Yes. Lab-grown diamonds are chemically, physically, and optically identical to natural diamonds. Both are pure crystallized carbon with the same hardness and brilliance. The only difference is origin: one forms in the earth over billions of years, the other in a controlled facility over weeks. Standard visual inspection cannot tell them apart.
Do lab-grown diamonds hold their value?
Generally, no. Because production costs keep falling and supply is effectively unlimited, lab-grown diamonds have minimal resale value. New equivalent stones get cheaper over time, which undercuts secondhand pricing. Buyers should treat lab-grown diamonds as consumer purchases for enjoyment rather than as investments or stores of value.
Why are natural diamonds more expensive in 2026?
Natural diamonds have a finite, non-renewable supply, which supports higher prices and a resale market. Lab-grown supply can expand to meet demand, pushing prices toward production cost. As lab-grown manufacturing has scaled and cheapened, the price gap between the two has widened significantly.
Can a jeweler tell the difference between lab-grown and natural?
Not by eye alone. The two are visually identical, even under a standard loupe. Reliable identification requires specialized laboratory equipment that detects subtle differences in how each type formed.
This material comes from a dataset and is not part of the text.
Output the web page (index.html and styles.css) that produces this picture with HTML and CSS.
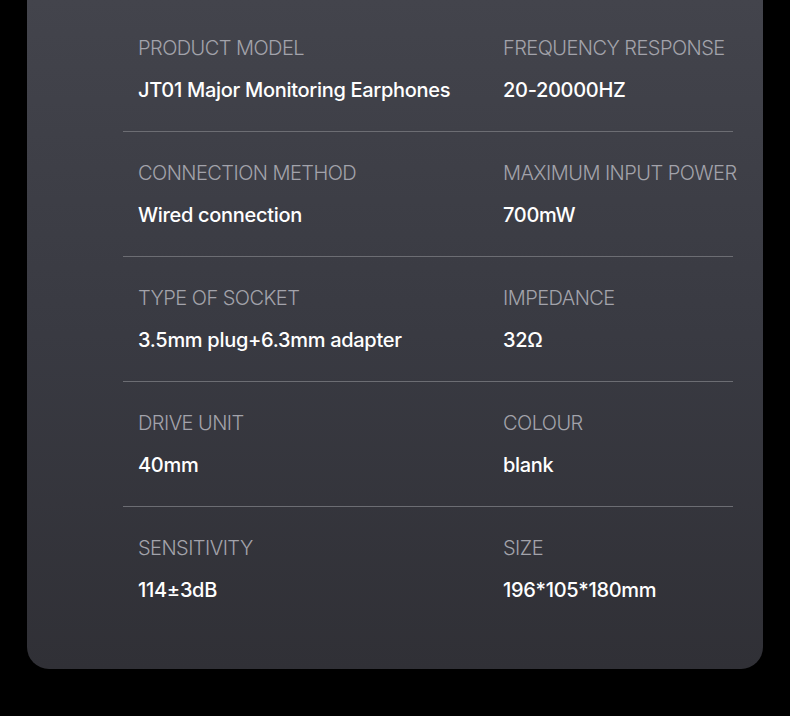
FILE: index.html
```html
<!DOCTYPE html>
<html>
<head>
<meta charset="utf-8">
<link rel="stylesheet" href="styles.css">
</head>
<body>
<div class="card">
  <div class="row">
    <div class="cell"><div class="label">PRODUCT MODEL</div><div class="value">JT01 Major Monitoring Earphones</div></div>
    <div class="cell"><div class="label">FREQUENCY RESPONSE</div><div class="value">20-20000HZ</div></div>
  </div>
  <div class="row">
    <div class="cell"><div class="label">CONNECTION METHOD</div><div class="value">Wired connection</div></div>
    <div class="cell"><div class="label">MAXIMUM INPUT POWER</div><div class="value">700mW</div></div>
  </div>
  <div class="row">
    <div class="cell"><div class="label">TYPE OF SOCKET</div><div class="value">3.5mm plug+6.3mm adapter</div></div>
    <div class="cell"><div class="label">IMPEDANCE</div><div class="value">32Ω</div></div>
  </div>
  <div class="row">
    <div class="cell"><div class="label">DRIVE UNIT</div><div class="value">40mm</div></div>
    <div class="cell"><div class="label">COLOUR</div><div class="value">blank</div></div>
  </div>
  <div class="row last">
    <div class="cell"><div class="label">SENSITIVITY</div><div class="value">114±3dB</div></div>
    <div class="cell"><div class="label">SIZE</div><div class="value">196*105*180mm</div></div>
  </div>
</div>
</body>
</html>
```

FILE: styles.css
```css
html, body {
  margin: 0;
  padding: 0;
  background: #000;
}
body {
  width: 790px;
  height: 716px;
  overflow: hidden;
  font-family: Inter, "Noto Sans", sans-serif;
}
.card {
  margin: 0 27px;
  height: 669px;
  box-sizing: border-box;
  padding: 7px 30px 0 96px;
  border-radius: 0 0 22px 22px;
  background: linear-gradient(180deg, #43444c 0%, #393a42 50%, #303036 100%);
}
.row {
  display: grid;
  grid-template-columns: 365px 1fr;
  padding: 29px 0 29px 15px;
  border-bottom: 1px solid #6c6d73;
}
.row.last {
  border-bottom: none;
}
.label {
  font-size: 20px;
  line-height: 24px;
  font-weight: 300;
  letter-spacing: -0.55px;
  color: #a3a3ab;
  white-space: nowrap;
}
.value {
  margin-top: 18px;
  font-size: 20px;
  line-height: 24px;
  font-weight: 500;
  letter-spacing: -0.3px;
  color: #ffffff;
  white-space: nowrap;
}
```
This is why certification stating a stone's origin is essential before any purchase.
Which is better for an engagement ring?
It depends on priorities. Lab-grown offers a larger, higher-grade stone for the budget, ideal for buyers focused on appearance and value-for-money. Natural appeals to those who value scarcity, tradition, or potential heirloom worth. Neither is objectively better; the right choice reflects what the buyer wants most.